- _Task statement_
Copy out all the lines exactly. Omit pictures.

[START]

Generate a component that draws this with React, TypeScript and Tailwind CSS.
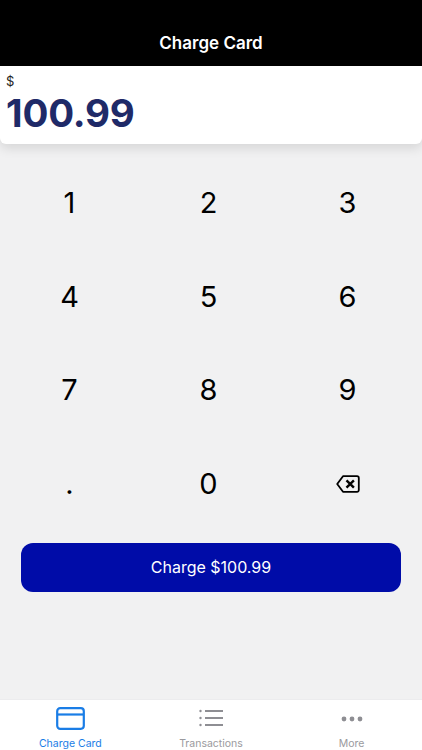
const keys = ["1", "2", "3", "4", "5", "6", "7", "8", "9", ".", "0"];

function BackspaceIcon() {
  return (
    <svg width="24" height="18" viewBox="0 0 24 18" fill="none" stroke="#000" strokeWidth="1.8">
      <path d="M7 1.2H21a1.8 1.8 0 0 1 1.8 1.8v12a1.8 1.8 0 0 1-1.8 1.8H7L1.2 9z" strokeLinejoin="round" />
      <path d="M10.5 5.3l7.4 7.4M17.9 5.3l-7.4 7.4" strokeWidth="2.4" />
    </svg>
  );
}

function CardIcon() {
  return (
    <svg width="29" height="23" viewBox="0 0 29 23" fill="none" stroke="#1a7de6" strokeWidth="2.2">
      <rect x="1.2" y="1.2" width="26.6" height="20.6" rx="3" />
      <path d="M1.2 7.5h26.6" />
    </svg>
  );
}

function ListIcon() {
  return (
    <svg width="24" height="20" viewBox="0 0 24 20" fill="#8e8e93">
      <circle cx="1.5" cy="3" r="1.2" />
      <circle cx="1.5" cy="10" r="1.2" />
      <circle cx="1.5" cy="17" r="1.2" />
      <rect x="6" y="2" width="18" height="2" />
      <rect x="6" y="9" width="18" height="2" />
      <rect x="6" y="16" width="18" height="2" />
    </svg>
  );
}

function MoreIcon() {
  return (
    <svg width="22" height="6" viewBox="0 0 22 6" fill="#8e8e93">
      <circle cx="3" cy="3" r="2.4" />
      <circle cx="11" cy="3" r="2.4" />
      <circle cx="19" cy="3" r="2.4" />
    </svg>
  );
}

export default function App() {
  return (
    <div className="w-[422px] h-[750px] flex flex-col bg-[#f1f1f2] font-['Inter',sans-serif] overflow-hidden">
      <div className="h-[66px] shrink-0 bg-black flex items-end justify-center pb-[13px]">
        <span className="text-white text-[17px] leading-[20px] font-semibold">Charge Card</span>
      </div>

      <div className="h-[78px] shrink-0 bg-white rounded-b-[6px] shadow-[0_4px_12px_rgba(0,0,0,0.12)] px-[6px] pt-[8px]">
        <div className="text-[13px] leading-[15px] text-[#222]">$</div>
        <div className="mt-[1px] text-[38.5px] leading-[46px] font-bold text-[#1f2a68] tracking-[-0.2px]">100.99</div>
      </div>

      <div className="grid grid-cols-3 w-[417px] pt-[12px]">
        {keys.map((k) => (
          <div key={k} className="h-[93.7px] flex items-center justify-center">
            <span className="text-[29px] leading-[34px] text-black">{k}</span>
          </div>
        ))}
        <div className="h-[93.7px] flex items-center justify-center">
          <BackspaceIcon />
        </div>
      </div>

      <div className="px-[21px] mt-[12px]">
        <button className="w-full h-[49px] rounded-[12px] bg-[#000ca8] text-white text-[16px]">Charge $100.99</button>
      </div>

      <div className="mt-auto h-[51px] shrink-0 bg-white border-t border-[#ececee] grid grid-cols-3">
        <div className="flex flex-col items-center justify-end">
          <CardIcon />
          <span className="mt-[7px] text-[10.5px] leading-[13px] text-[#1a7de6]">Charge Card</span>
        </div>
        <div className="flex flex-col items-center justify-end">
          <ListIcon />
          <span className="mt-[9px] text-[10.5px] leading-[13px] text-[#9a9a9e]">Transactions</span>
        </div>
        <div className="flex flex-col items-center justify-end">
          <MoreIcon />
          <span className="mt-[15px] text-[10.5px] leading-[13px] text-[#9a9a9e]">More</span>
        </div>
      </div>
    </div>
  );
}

[END]

- _Correct response_
Generate a component that draws this with React, TypeScript and Tailwind CSS.
const keys = ["1", "2", "3", "4", "5", "6", "7", "8", "9", ".", "0"];

function BackspaceIcon() {
  return (
    <svg width="24" height="18" viewBox="0 0 24 18" fill="none" stroke="#000" strokeWidth="1.8">
      <path d="M7 1.2H21a1.8 1.8 0 0 1 1.8 1.8v12a1.8 1.8 0 0 1-1.8 1.8H7L1.2 9z" strokeLinejoin="round" />
      <path d="M10.5 5.3l7.4 7.4M17.9 5.3l-7.4 7.4" strokeWidth="2.4" />
    </svg>
  );
}

function CardIcon() {
  return (
    <svg width="29" height="23" viewBox="0 0 29 23" fill="none" stroke="#1a7de6" strokeWidth="2.2">
      <rect x="1.2" y="1.2" width="26.6" height="20.6" rx="3" />
      <path d="M1.2 7.5h26.6" />
    </svg>
  );
}

function ListIcon() {
  return (
    <svg width="24" height="20" viewBox="0 0 24 20" fill="#8e8e93">
      <circle cx="1.5" cy="3" r="1.2" />
      <circle cx="1.5" cy="10" r="1.2" />
      <circle cx="1.5" cy="17" r="1.2" />
      <rect x="6" y="2" width="18" height="2" />
      <rect x="6" y="9" width="18" height="2" />
      <rect x="6" y="16" width="18" height="2" />
    </svg>
  );
}

function MoreIcon() {
  return (
    <svg width="22" height="6" viewBox="0 0 22 6" fill="#8e8e93">
      <circle cx="3" cy="3" r="2.4" />
      <circle cx="11" cy="3" r="2.4" />
      <circle cx="19" cy="3" r="2.4" />
    </svg>
  );
}

export default function App() {
  return (
    <div className="w-[422px] h-[750px] flex flex-col bg-[#f1f1f2] font-['Inter',sans-serif] overflow-hidden">
      <div className="h-[66px] shrink-0 bg-black flex items-end justify-center pb-[13px]">
        <span className="text-white text-[17px] leading-[20px] font-semibold">Charge Card</span>
      </div>

      <div className="h-[78px] shrink-0 bg-white rounded-b-[6px] shadow-[0_4px_12px_rgba(0,0,0,0.12)] px-[6px] pt-[8px]">
        <div className="text-[13px] leading-[15px] text-[#222]">$</div>
        <div className="mt-[1px] text-[38.5px] leading-[46px] font-bold text-[#1f2a68] tracking-[-0.2px]">100.99</div>
      </div>

      <div className="grid grid-cols-3 w-[417px] pt-[12px]">
        {keys.map((k) => (
          <div key={k} className="h-[93.7px] flex items-center justify-center">
            <span className="text-[29px] leading-[34px] text-black">{k}</span>
          </div>
        ))}
        <div className="h-[93.7px] flex items-center justify-center">
          <BackspaceIcon />
        </div>
      </div>

      <div className="px-[21px] mt-[12px]">
        <button className="w-full h-[49px] rounded-[12px] bg-[#000ca8] text-white text-[16px]">Charge $100.99</button>
      </div>

      <div className="mt-auto h-[51px] shrink-0 bg-white border-t border-[#ececee] grid grid-cols-3">
        <div className="flex flex-col items-center justify-end">
          <CardIcon />
          <span className="mt-[7px] text-[10.5px] leading-[13px] text-[#1a7de6]">Charge Card</span>
        </div>
        <div className="flex flex-col items-center justify-end">
          <ListIcon />
          <span className="mt-[9px] text-[10.5px] leading-[13px] text-[#9a9a9e]">Transactions</span>
        </div>
        <div className="flex flex-col items-center justify-end">
          <MoreIcon />
          <span className="mt-[15px] text-[10.5px] leading-[13px] text-[#9a9a9e]">More</span>
        </div>
      </div>
    </div>
  );
}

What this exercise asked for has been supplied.